其の百十 川の始まる町のたもと  
川は源流部から流れ下るのだから、その下流部に集落があれば川はそこへ向かっているわけだ。
などとなんとも当たり前のようなことを言っているのだが、僕ら渓流で釣りをする輩にとってはちょっと受け止め方が違ってくる。その日の目的の川へ向かおうとするならば、大抵の場合下流から上流部へと向かう。

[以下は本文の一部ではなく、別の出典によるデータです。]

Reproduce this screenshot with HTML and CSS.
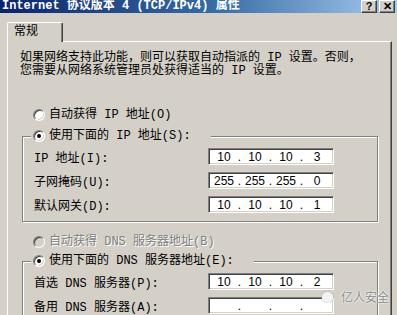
FILE: index.html
```html
<!DOCTYPE html>
<html lang="zh-CN">
<head>
    <meta charset="UTF-8">
    <title>Internet 协议版本 4 (TCP/IPv4) 属性</title>
    <link rel="stylesheet" href="styles.css">
</head>
<body>
    <div class="titulo">
        <span class="titulo-texto">Internet 协议版本 4 (TCP/IPv4) 属性</span>
        <div class="botones">
            <span class="boton">?</span>
            <span class="boton">✕</span>
        </div>
    </div>
    <div class="pestanas">
        <div class="pestana">常规</div>
    </div>
    <div class="panel">
        <p class="intro">如果网络支持此功能，则可以获取自动指派的 IP 设置。否则，<br>您需要从网络系统管理员处获得适当的 IP 设置。</p>

        <div class="opcion primera">
            <span class="radio"></span>自动获得 IP 地址(O)
        </div>
        <fieldset class="grupo">
            <legend class="opcion"><span class="radio marcado"></span>使用下面的 IP 地址(S):</legend>
            <div class="fila">
                <label>IP 地址(I):</label>
                <div class="ip"><span>10</span><i>.</i><span>10</span><i>.</i><span>10</span><i>.</i><span>3</span></div>
            </div>
            <div class="fila">
                <label>子网掩码(U):</label>
                <div class="ip"><span>255</span><i>.</i><span>255</span><i>.</i><span>255</span><i>.</i><span>0</span></div>
            </div>
            <div class="fila">
                <label>默认网关(D):</label>
                <div class="ip"><span>10</span><i>.</i><span>10</span><i>.</i><span>10</span><i>.</i><span>1</span></div>
            </div>
        </fieldset>

        <div class="opcion inactiva dns">
            <span class="radio"></span>自动获得 DNS 服务器地址(B)
        </div>
        <fieldset class="grupo grupo-dns">
            <legend class="opcion"><span class="radio marcado"></span>使用下面的 DNS 服务器地址(E):</legend>
            <div class="fila">
                <label>首选 DNS 服务器(P):</label>
                <div class="ip"><span>10</span><i>.</i><span>10</span><i>.</i><span>10</span><i>.</i><span>2</span></div>
            </div>
            <div class="fila">
                <label>备用 DNS 服务器(A):</label>
                <div class="ip"><span></span><i>.</i><span></span><i>.</i><span></span><i>.</i><span></span></div>
            </div>
        </fieldset>
    </div>

    <div class="marca">
        <span class="marca-icono"></span>亿人安全
    </div>
</body>
</html>
```

FILE: styles.css
```css
body{
    margin: 0;
    width: 397px;
    height: 315px;
    overflow: hidden;
    background-color: #d4d0c8;
    font-family: "Liberation Mono", "Noto Sans CJK SC", monospace;
    font-size: 12px;
    color: #000;
}
.titulo{
    height: 13px;
    display: flex;
    justify-content: space-between;
    align-items: flex-start;
    background: linear-gradient(to right, #0a246a, #3a6ea5 55%, #a6caf0);
}
.titulo-texto{
    color: #fff;
    font-weight: bold;
    line-height: 12px;
    padding-left: 2px;
    white-space: nowrap;
}
.botones{
    display: flex;
    gap: 2px;
    margin-right: 2px;
}
.boton{
    width: 14px;
    height: 11px;
    background-color: #d4d0c8;
    border-top: 1px solid #fff;
    border-left: 1px solid #fff;
    border-right: 1px solid #404040;
    border-bottom: 1px solid #404040;
    box-shadow: inset -1px -1px #808080;
    font-family: "Liberation Sans", sans-serif;
    font-weight: bold;
    font-size: 11px;
    line-height: 11px;
    text-align: center;
}
.pestanas{
    display: flex;
    padding: 9px 0 0 7px;
}
.pestana{
    position: relative;
    z-index: 1;
    width: 48px;
    height: 19px;
    margin-bottom: -1px;
    background-color: #d4d0c8;
    border-top: 1px solid #fff;
    border-left: 1px solid #fff;
    border-right: 1px solid #404040;
    box-shadow: inset -1px 0 #808080;
    border-top-left-radius: 2px;
    border-top-right-radius: 2px;
    padding-left: 6px;
    box-sizing: content-box;
    line-height: 19px;
}
.panel{
    margin: 0 5px 0 7px;
    height: 273px;
    border-top: 1px solid #fff;
    border-left: 1px solid #fff;
    border-right: 1px solid #404040;
    box-shadow: inset -1px 0 #808080;
}
.intro{
    margin: 10px 0 0 12px;
    line-height: 13px;
    white-space: nowrap;
}
.opcion{
    display: flex;
    align-items: center;
    height: 14px;
    line-height: 14px;
    white-space: nowrap;
}
.primera{
    margin: 30px 0 0 25px;
}
.radio{
    width: 10px;
    height: 10px;
    border-radius: 50%;
    background-color: #fff;
    border: 1px solid;
    border-color: #808080 #fff #fff #808080;
    box-shadow: inset 1px 1px #404040, inset -1px -1px #d4d0c8;
    margin-right: 4px;
    display: flex;
    align-items: center;
    justify-content: center;
}
.marcado::after{
    content: "";
    width: 4px;
    height: 4px;
    border-radius: 50%;
    background-color: #000;
}
.inactiva{
    color: #808080;
    text-shadow: 1px 1px #fff;
}
.inactiva .radio{
    background-color: #d4d0c8;
}
.grupo{
    width: 356px;
    box-sizing: border-box;
    margin: 7px 0 0 14px;
    padding: 5px 0 8px 11px;
    border: 1px solid #808080;
    box-shadow: inset 1px 1px #fff, 1px 1px #fff;
    display: flex;
    flex-direction: column;
    gap: 7px;
}
.grupo legend{
    margin-left: -3px;
    padding: 0 20px 0 2px;
    background-color: #d4d0c8;
}
.dns{
    margin: 13px 0 0 25px;
}
.grupo-dns{
    margin-top: 5px;
    padding-bottom: 20px;
}
.fila{
    display: flex;
    align-items: center;
    height: 17px;
}
.fila label{
    width: 174px;
    white-space: nowrap;
}
.ip{
    width: 120px;
    height: 13px;
    display: flex;
    align-items: center;
    background-color: #fff;
    border-top: 1px solid #808080;
    border-left: 1px solid #808080;
    border-right: 1px solid #fff;
    border-bottom: 1px solid #fff;
    box-shadow: inset 1px 1px #404040, inset -1px -1px #d4d0c8;
    padding: 1px 0 1px 4px;
    font-family: "Liberation Sans", sans-serif;
    font-size: 12px;
}
.ip span{
    width: 22px;
    text-align: center;
}
.ip i{
    font-style: normal;
    width: 9px;
    text-align: center;
}
.marca{
    position: absolute;
    left: 322px;
    top: 288px;
    display: flex;
    align-items: center;
    gap: 8px;
    font-family: "Noto Sans CJK SC", sans-serif;
    font-size: 12px;
    color: #8a8a8a;
    text-shadow: 0 0 2px #fff, 0 0 2px #fff;
}
.marca-icono{
    width: 11px;
    height: 10px;
    border-radius: 50% 50% 40% 40%;
    background-color: #f2f2f2;
    box-shadow: 0 0 2px #aaa;
}
```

目的の水系に着いたなら、まずはその始まりとして、下流部の集落を通過することになる。
川を生活の中心として町が発達する。
いくつかの通い慣れた川を思い浮かべると、必ずその手前の集落が思い起こされる。
山間部の斜面にへばりつくように点在する集落だったり、農耕の盛んな田畑の充実した山村であったり。渓谷美をアピールしたり温泉を目玉に活性化を計る村もあったり。
そんな入り口を通過して向かう川は、その入り口の集落のカラーの影響を少なからず受けているような気がする。だからその日の釣りの川はどこでも同じような風景の、というのとは違い、その川独特の見え方や雰囲気がその日の釣りの印象として残る。
果たして入り口の集落の印象が、その日の釣りそのものを左右する力を持っているかというと、そこまでではないだろうか。
でも釣り始めのリズムというものは、確かにある。
なにかしらの思い入れがある集落を通過すると、そのフィルターに濾されて川に向かい、その日の釣りがフィルター効果であれやこれやと。
そんな微妙な条件に揺り動かされるのは僕だけかもしれないが、淡々と事務的にロッドを振るよりかはちょっと面白味が違ってくる。
季節の移ろいは市街地よりもより強く感じる。
以前神楽の盛んな集落の上流部へ釣りに入ったことがあった。
まるで隠れ里のようなその村からは、練習の太鼓の音が聞こえていた。
太鼓の音を背中で聞きながら(実際の釣りの場所では聞こえなくなっていたが)ロッドを振る。
そんなイメージは単調な釣りを少しだけ違ったものに感じさせ、その日の釣りが記憶に残るものにするようだ。
釣り師にとっての川の始まる町。また来年も釣行の数だけ、そんな町を訪れる。
(美味しい食べ物屋もあればなおGood!
(^_^))
わずかな平地に収まり切らず、斜面を伝うように家々が並ぶ。